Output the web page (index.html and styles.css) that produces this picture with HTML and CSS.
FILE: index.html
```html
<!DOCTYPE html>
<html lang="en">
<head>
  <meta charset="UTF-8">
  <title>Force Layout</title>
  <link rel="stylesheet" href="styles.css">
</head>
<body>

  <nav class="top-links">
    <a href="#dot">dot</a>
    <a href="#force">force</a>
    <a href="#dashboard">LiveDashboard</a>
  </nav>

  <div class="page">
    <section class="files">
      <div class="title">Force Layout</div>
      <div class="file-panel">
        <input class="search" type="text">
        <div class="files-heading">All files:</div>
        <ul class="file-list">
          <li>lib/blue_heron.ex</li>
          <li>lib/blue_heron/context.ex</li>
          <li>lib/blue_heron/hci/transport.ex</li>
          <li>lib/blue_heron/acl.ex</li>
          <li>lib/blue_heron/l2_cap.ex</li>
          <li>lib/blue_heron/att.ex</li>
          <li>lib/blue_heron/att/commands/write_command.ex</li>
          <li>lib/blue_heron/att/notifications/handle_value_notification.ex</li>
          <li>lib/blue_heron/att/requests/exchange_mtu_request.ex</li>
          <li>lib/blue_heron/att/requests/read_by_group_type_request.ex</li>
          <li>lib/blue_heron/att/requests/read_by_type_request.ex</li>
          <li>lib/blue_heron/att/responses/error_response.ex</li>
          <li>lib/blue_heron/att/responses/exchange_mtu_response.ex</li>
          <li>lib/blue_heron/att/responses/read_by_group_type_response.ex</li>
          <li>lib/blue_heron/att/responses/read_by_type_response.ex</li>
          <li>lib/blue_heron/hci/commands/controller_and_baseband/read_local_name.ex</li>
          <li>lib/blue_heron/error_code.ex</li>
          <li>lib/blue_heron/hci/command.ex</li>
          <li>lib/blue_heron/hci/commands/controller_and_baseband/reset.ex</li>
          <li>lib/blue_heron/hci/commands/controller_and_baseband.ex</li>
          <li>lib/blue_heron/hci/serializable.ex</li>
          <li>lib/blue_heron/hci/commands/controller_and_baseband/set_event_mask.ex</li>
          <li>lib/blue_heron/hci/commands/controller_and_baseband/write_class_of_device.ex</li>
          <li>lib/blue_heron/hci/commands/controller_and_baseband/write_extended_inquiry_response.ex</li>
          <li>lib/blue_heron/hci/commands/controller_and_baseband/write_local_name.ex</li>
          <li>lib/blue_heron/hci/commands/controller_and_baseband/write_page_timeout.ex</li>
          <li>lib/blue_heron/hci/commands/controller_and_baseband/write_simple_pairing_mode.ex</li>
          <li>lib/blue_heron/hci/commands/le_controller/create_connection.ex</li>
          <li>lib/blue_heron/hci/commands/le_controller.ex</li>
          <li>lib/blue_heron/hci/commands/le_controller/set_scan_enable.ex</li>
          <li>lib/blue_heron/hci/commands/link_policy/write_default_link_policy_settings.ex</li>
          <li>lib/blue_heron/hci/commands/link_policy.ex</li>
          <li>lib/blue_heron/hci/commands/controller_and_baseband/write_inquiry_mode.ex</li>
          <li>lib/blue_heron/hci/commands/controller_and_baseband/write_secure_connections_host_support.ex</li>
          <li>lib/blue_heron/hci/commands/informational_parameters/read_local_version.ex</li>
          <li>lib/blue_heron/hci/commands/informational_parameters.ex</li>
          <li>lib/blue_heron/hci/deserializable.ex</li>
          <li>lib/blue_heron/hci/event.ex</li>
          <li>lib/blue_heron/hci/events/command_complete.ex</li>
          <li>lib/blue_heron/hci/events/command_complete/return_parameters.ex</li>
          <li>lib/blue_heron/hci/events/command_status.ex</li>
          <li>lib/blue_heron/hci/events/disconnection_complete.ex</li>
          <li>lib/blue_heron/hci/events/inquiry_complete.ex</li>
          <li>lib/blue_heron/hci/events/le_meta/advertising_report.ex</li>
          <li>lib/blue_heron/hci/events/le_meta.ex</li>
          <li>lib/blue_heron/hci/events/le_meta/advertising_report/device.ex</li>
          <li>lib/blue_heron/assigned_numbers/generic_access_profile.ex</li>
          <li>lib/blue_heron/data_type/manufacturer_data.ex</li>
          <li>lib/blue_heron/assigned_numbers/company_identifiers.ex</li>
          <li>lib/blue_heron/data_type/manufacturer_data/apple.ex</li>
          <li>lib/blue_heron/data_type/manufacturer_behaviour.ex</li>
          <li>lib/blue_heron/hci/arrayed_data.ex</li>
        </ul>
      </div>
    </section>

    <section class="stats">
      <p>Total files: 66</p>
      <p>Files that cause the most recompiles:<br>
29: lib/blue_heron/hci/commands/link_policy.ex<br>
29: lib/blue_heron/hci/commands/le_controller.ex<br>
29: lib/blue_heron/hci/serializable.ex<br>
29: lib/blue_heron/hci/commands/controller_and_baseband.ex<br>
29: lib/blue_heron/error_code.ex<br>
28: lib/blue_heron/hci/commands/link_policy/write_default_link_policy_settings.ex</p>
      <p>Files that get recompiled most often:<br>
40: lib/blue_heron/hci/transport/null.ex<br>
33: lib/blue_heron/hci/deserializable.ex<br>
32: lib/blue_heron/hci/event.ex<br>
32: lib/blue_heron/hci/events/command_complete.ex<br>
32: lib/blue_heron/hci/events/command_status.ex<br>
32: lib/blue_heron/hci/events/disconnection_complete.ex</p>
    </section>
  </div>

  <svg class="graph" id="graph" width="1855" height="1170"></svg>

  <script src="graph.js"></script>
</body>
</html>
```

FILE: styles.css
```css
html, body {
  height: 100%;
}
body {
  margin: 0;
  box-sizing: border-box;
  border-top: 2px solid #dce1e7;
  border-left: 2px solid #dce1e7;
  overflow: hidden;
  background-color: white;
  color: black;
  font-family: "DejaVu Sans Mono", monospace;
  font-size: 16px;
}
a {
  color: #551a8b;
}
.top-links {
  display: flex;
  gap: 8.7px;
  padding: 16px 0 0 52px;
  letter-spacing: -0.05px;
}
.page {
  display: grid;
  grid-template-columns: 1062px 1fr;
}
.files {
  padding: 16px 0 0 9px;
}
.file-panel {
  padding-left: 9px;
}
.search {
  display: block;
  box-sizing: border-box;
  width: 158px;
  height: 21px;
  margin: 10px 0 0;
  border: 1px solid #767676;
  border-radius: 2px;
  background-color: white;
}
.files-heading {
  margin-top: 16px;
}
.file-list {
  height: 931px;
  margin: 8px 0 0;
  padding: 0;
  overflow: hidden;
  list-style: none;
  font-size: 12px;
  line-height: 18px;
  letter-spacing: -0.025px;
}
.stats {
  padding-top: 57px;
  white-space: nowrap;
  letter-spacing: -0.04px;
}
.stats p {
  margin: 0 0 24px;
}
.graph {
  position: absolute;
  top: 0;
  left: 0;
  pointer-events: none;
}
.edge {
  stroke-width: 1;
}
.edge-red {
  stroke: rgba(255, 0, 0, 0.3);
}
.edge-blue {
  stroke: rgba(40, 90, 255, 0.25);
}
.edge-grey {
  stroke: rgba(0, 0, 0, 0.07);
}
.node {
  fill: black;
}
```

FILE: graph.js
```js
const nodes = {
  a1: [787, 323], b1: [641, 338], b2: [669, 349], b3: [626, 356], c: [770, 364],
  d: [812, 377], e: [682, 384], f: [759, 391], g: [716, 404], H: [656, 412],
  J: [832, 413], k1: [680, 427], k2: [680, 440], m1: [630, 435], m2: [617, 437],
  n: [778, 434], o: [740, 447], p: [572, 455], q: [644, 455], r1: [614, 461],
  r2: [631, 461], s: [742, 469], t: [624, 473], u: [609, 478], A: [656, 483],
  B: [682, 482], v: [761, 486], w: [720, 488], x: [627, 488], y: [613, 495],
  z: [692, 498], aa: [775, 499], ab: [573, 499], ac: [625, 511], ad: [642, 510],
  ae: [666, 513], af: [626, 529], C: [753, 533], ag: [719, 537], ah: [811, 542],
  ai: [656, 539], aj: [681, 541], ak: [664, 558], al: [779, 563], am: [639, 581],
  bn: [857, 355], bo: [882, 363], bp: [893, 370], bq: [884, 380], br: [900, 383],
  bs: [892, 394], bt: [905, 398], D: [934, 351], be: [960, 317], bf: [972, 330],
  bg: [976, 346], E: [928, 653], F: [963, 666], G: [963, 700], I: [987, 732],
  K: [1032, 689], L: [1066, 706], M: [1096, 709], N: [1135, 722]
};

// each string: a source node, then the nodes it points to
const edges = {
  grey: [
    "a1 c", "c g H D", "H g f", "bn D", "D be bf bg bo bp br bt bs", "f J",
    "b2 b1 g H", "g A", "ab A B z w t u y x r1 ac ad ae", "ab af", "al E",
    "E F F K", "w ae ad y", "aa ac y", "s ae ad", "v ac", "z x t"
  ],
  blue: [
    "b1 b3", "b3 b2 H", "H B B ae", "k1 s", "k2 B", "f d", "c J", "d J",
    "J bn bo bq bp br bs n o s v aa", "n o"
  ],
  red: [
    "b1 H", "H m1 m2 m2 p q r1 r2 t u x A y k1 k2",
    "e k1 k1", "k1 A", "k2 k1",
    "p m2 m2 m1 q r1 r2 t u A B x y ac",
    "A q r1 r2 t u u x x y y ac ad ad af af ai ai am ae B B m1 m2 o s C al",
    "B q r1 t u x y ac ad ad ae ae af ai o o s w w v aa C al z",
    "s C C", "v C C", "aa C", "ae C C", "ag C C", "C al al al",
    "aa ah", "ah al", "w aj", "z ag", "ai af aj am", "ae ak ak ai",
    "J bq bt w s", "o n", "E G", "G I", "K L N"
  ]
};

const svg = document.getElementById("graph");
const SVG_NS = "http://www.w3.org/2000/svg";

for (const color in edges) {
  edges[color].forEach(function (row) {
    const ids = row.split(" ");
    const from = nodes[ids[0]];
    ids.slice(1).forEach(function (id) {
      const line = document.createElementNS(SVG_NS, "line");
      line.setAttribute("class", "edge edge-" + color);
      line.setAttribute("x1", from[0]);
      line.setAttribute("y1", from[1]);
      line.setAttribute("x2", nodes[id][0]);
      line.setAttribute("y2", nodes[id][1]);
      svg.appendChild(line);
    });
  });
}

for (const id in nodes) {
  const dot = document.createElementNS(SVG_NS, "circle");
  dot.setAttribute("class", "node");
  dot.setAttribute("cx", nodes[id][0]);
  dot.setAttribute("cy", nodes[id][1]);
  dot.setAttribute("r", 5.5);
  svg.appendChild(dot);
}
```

> **Short problem**
Select from the material above each line in which the string "that" appears, and list those lines.

> **Task output**
Output the web page (index.html and styles.css) that produces this picture with HTML and CSS.
      <p>Files that cause the most recompiles:<br>
      <p>Files that get recompiled most often:<br>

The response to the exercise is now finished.